§ **THE REQUEST**
Output the material word for word. Leave each picture out.
## Start
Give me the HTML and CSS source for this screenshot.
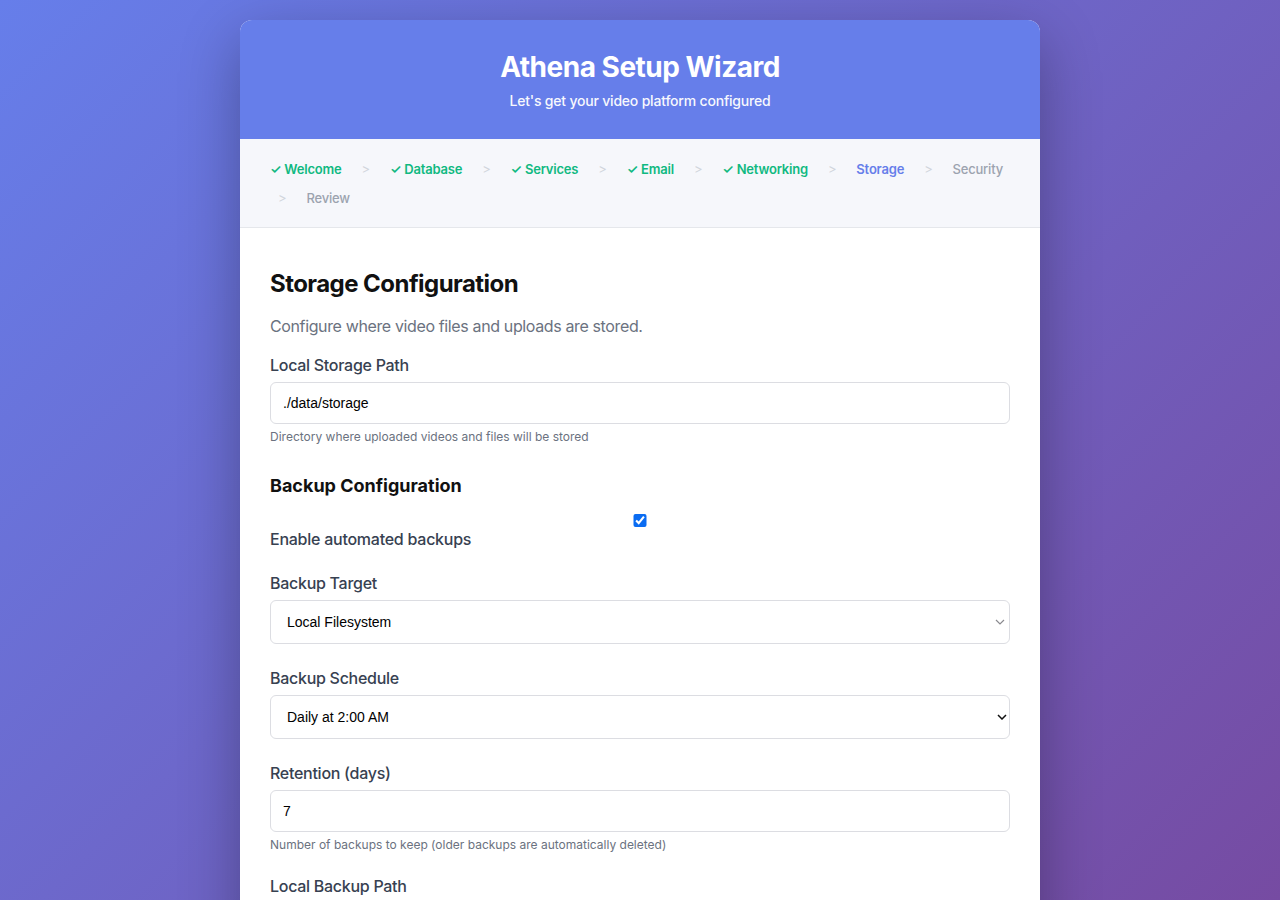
FILE: index.html
```html
<!DOCTYPE html>
<html lang="en">
<head>
<meta charset="utf-8">
<title>Athena Setup Wizard</title>
<link rel="stylesheet" href="styles.css">
</head>
<body>
<div class="wizard">
  <header class="wizard-header">
    <h1 class="wizard-title">Athena Setup Wizard</h1>
    <p class="wizard-subtitle">Let's get your video platform configured</p>
  </header>
  <nav class="steps">
    <span class="step done">✓ Welcome</span><span class="sep">&gt;</span>
    <span class="step done">✓ Database</span><span class="sep">&gt;</span>
    <span class="step done">✓ Services</span><span class="sep">&gt;</span>
    <span class="step done">✓ Email</span><span class="sep">&gt;</span>
    <span class="step done">✓ Networking</span><span class="sep">&gt;</span>
    <span class="step active">Storage</span><span class="sep">&gt;</span>
    <span class="step">Security</span><span class="sep">&gt;</span>
    <span class="step">Review</span>
  </nav>
  <main class="content">
    <h2 class="section-title">Storage Configuration</h2>
    <p class="section-desc">Configure where video files and uploads are stored.</p>

    <div class="field">
      <label class="field-label" for="storage-path">Local Storage Path</label>
      <input class="text-input" id="storage-path" type="text" value="./data/storage">
      <p class="hint">Directory where uploaded videos and files will be stored</p>
    </div>

    <h3 class="sub-title">Backup Configuration</h3>

    <div class="field">
      <label class="check-label">
        <input class="check" type="checkbox" checked>
        <span class="check-text">Enable automated backups</span>
      </label>
    </div>

    <div class="field">
      <label class="field-label" for="backup-target">Backup Target</label>
      <div class="select-wrap">
        <select class="select-input" id="backup-target">
          <option>Local Filesystem</option>
        </select>
        <svg class="chevron light" width="10" height="6" viewBox="0 0 10 6"><path d="M1 1l4 4 4-4" fill="none" stroke="currentColor" stroke-width="1.2"/></svg>
      </div>
    </div>

    <div class="field">
      <label class="field-label" for="backup-schedule">Backup Schedule</label>
      <div class="select-wrap">
        <select class="select-input" id="backup-schedule">
          <option>Daily at 2:00 AM</option>
        </select>
        <svg class="chevron dark" width="10" height="6" viewBox="0 0 10 6"><path d="M1 1l4 4 4-4" fill="none" stroke="currentColor" stroke-width="1.5"/></svg>
      </div>
    </div>

    <div class="field">
      <label class="field-label" for="retention">Retention (days)</label>
      <input class="text-input" id="retention" type="text" value="7">
      <p class="hint">Number of backups to keep (older backups are automatically deleted)</p>
    </div>

    <div class="field">
      <label class="field-label" for="backup-path">Local Backup Path</label>
      <input class="text-input" id="backup-path" type="text" value="./data/backups">
    </div>
  </main>
</div>
</body>
</html>
```
FILE: styles.css
```css
html {
  background: linear-gradient(135deg, #667eea 0%, #764ba2 100%) fixed;
  min-height: 100%;
}
body {
  margin: 0;
  padding: 20px 0;
  font-family: Inter, "Noto Sans", "Liberation Sans", sans-serif;
}
.wizard {
  width: 800px;
  margin: 0 auto;
  background: #ffffff;
  border-radius: 12px;
  overflow: hidden;
  box-shadow: 0 20px 60px rgba(0, 0, 0, 0.3);
}
.wizard-header {
  background: #667eea;
  color: #ffffff;
  text-align: center;
  padding: 30px 30px 30px;
}
.wizard-title {
  margin: 0;
  font-size: 28px;
  line-height: 34px;
  font-weight: 700;
  letter-spacing: -0.5px;
}
.wizard-subtitle {
  margin: 8px 0 0;
  font-size: 14px;
  line-height: 17px;
  font-weight: 500;
  letter-spacing: -0.2px;
  opacity: 0.95;
}
.steps {
  background: #f6f7fb;
  border-bottom: 1px solid #e5e7eb;
  padding: 22px 30px 20px;
  display: flex;
  flex-wrap: wrap;
  align-items: center;
  gap: 12px 12px;
  font-size: 13px;
  line-height: 17px;
  letter-spacing: -0.2px;
}
.step {
  color: #9ca3af;
  font-weight: 500;
}
.step.done {
  color: #10b981;
  font-weight: 600;
}
.step.active {
  color: #667eea;
  font-weight: 600;
}
.sep {
  color: #d1d5db;
  margin: 0 8px;
  font-size: 13px;
}
.content {
  padding: 41px 30px 40px;
}
.section-title {
  margin: 0 0 17px;
  font-size: 24px;
  line-height: 29px;
  font-weight: 700;
  letter-spacing: -0.55px;
  color: #111111;
}
.section-desc {
  margin: 0 0 19px;
  font-size: 16px;
  line-height: 22px;
  letter-spacing: -0.37px;
  color: #6b7280;
}
.field {
  margin-bottom: 25px;
}
.field-label {
  display: block;
  margin-bottom: 7px;
  font-size: 16px;
  line-height: 19px;
  font-weight: 500;
  letter-spacing: -0.28px;
  color: #374151;
}
.text-input {
  display: block;
  box-sizing: border-box;
  width: 100%;
  height: 42px;
  padding: 0 12px;
  border: 1px solid #dcdde2;
  border-radius: 6px;
  font-family: "Liberation Sans", Arial, sans-serif;
  font-size: 14px;
  color: #000000;
  background: #ffffff;
  outline: none;
}
.hint {
  margin: 5px 0 0;
  font-size: 12px;
  line-height: 15px;
  color: #6b7280;
}
.sub-title {
  margin: 31px 0 17px;
  font-size: 18px;
  line-height: 22px;
  font-weight: 700;
  color: #111111;
}
.check-label {
  display: block;
}
.check {
  display: block;
  width: 100%;
  height: 13px;
  margin: 0 0 3px;
  accent-color: #0a6cf2;
}
.check-text {
  display: block;
  font-size: 16px;
  line-height: 19px;
  font-weight: 500;
  letter-spacing: -0.25px;
  color: #374151;
}
.select-wrap {
  position: relative;
}
.select-input {
  display: block;
  box-sizing: border-box;
  width: 100%;
  height: 44px;
  padding: 0 30px 0 16px;
  border: 1px solid #dcdde2;
  border-radius: 6px;
  font-family: "Liberation Sans", Arial, sans-serif;
  font-size: 14px;
  color: #000000;
  background: #ffffff;
  -webkit-appearance: none;
  appearance: none;
  outline: none;
}
.chevron {
  position: absolute;
  right: 5px;
  top: 19px;
  pointer-events: none;
}
.chevron.light {
  color: #8a8a8f;
}
.chevron.dark {
  color: #111111;
  right: 3px;
}
```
## End
§ **ANSWER TO THIS EXERCISE**
Give me the HTML and CSS source for this screenshot.
FILE: index.html
```html
<!DOCTYPE html>
<html lang="en">
<head>
<meta charset="utf-8">
<title>Athena Setup Wizard</title>
<link rel="stylesheet" href="styles.css">
</head>
<body>
<div class="wizard">
  <header class="wizard-header">
    <h1 class="wizard-title">Athena Setup Wizard</h1>
    <p class="wizard-subtitle">Let's get your video platform configured</p>
  </header>
  <nav class="steps">
    <span class="step done">✓ Welcome</span><span class="sep">&gt;</span>
    <span class="step done">✓ Database</span><span class="sep">&gt;</span>
    <span class="step done">✓ Services</span><span class="sep">&gt;</span>
    <span class="step done">✓ Email</span><span class="sep">&gt;</span>
    <span class="step done">✓ Networking</span><span class="sep">&gt;</span>
    <span class="step active">Storage</span><span class="sep">&gt;</span>
    <span class="step">Security</span><span class="sep">&gt;</span>
    <span class="step">Review</span>
  </nav>
  <main class="content">
    <h2 class="section-title">Storage Configuration</h2>
    <p class="section-desc">Configure where video files and uploads are stored.</p>

    <div class="field">
      <label class="field-label" for="storage-path">Local Storage Path</label>
      <input class="text-input" id="storage-path" type="text" value="./data/storage">
      <p class="hint">Directory where uploaded videos and files will be stored</p>
    </div>

    <h3 class="sub-title">Backup Configuration</h3>

    <div class="field">
      <label class="check-label">
        <input class="check" type="checkbox" checked>
        <span class="check-text">Enable automated backups</span>
      </label>
    </div>

    <div class="field">
      <label class="field-label" for="backup-target">Backup Target</label>
      <div class="select-wrap">
        <select class="select-input" id="backup-target">
          <option>Local Filesystem</option>
        </select>
        <svg class="chevron light" width="10" height="6" viewBox="0 0 10 6"><path d="M1 1l4 4 4-4" fill="none" stroke="currentColor" stroke-width="1.2"/></svg>
      </div>
    </div>

    <div class="field">
      <label class="field-label" for="backup-schedule">Backup Schedule</label>
      <div class="select-wrap">
        <select class="select-input" id="backup-schedule">
          <option>Daily at 2:00 AM</option>
        </select>
        <svg class="chevron dark" width="10" height="6" viewBox="0 0 10 6"><path d="M1 1l4 4 4-4" fill="none" stroke="currentColor" stroke-width="1.5"/></svg>
      </div>
    </div>

    <div class="field">
      <label class="field-label" for="retention">Retention (days)</label>
      <input class="text-input" id="retention" type="text" value="7">
      <p class="hint">Number of backups to keep (older backups are automatically deleted)</p>
    </div>

    <div class="field">
      <label class="field-label" for="backup-path">Local Backup Path</label>
      <input class="text-input" id="backup-path" type="text" value="./data/backups">
    </div>
  </main>
</div>
</body>
</html>
```
FILE: styles.css
```css
html {
  background: linear-gradient(135deg, #667eea 0%, #764ba2 100%) fixed;
  min-height: 100%;
}
body {
  margin: 0;
  padding: 20px 0;
  font-family: Inter, "Noto Sans", "Liberation Sans", sans-serif;
}
.wizard {
  width: 800px;
  margin: 0 auto;
  background: #ffffff;
  border-radius: 12px;
  overflow: hidden;
  box-shadow: 0 20px 60px rgba(0, 0, 0, 0.3);
}
.wizard-header {
  background: #667eea;
  color: #ffffff;
  text-align: center;
  padding: 30px 30px 30px;
}
.wizard-title {
  margin: 0;
  font-size: 28px;
  line-height: 34px;
  font-weight: 700;
  letter-spacing: -0.5px;
}
.wizard-subtitle {
  margin: 8px 0 0;
  font-size: 14px;
  line-height: 17px;
  font-weight: 500;
  letter-spacing: -0.2px;
  opacity: 0.95;
}
.steps {
  background: #f6f7fb;
  border-bottom: 1px solid #e5e7eb;
  padding: 22px 30px 20px;
  display: flex;
  flex-wrap: wrap;
  align-items: center;
  gap: 12px 12px;
  font-size: 13px;
  line-height: 17px;
  letter-spacing: -0.2px;
}
.step {
  color: #9ca3af;
  font-weight: 500;
}
.step.done {
  color: #10b981;
  font-weight: 600;
}
.step.active {
  color: #667eea;
  font-weight: 600;
}
.sep {
  color: #d1d5db;
  margin: 0 8px;
  font-size: 13px;
}
.content {
  padding: 41px 30px 40px;
}
.section-title {
  margin: 0 0 17px;
  font-size: 24px;
  line-height: 29px;
  font-weight: 700;
  letter-spacing: -0.55px;
  color: #111111;
}
.section-desc {
  margin: 0 0 19px;
  font-size: 16px;
  line-height: 22px;
  letter-spacing: -0.37px;
  color: #6b7280;
}
.field {
  margin-bottom: 25px;
}
.field-label {
  display: block;
  margin-bottom: 7px;
  font-size: 16px;
  line-height: 19px;
  font-weight: 500;
  letter-spacing: -0.28px;
  color: #374151;
}
.text-input {
  display: block;
  box-sizing: border-box;
  width: 100%;
  height: 42px;
  padding: 0 12px;
  border: 1px solid #dcdde2;
  border-radius: 6px;
  font-family: "Liberation Sans", Arial, sans-serif;
  font-size: 14px;
  color: #000000;
  background: #ffffff;
  outline: none;
}
.hint {
  margin: 5px 0 0;
  font-size: 12px;
  line-height: 15px;
  color: #6b7280;
}
.sub-title {
  margin: 31px 0 17px;
  font-size: 18px;
  line-height: 22px;
  font-weight: 700;
  color: #111111;
}
.check-label {
  display: block;
}
.check {
  display: block;
  width: 100%;
  height: 13px;
  margin: 0 0 3px;
  accent-color: #0a6cf2;
}
.check-text {
  display: block;
  font-size: 16px;
  line-height: 19px;
  font-weight: 500;
  letter-spacing: -0.25px;
  color: #374151;
}
.select-wrap {
  position: relative;
}
.select-input {
  display: block;
  box-sizing: border-box;
  width: 100%;
  height: 44px;
  padding: 0 30px 0 16px;
  border: 1px solid #dcdde2;
  border-radius: 6px;
  font-family: "Liberation Sans", Arial, sans-serif;
  font-size: 14px;
  color: #000000;
  background: #ffffff;
  -webkit-appearance: none;
  appearance: none;
  outline: none;
}
.chevron {
  position: absolute;
  right: 5px;
  top: 19px;
  pointer-events: none;
}
.chevron.light {
  color: #8a8a8f;
}
.chevron.dark {
  color: #111111;
  right: 3px;
}
```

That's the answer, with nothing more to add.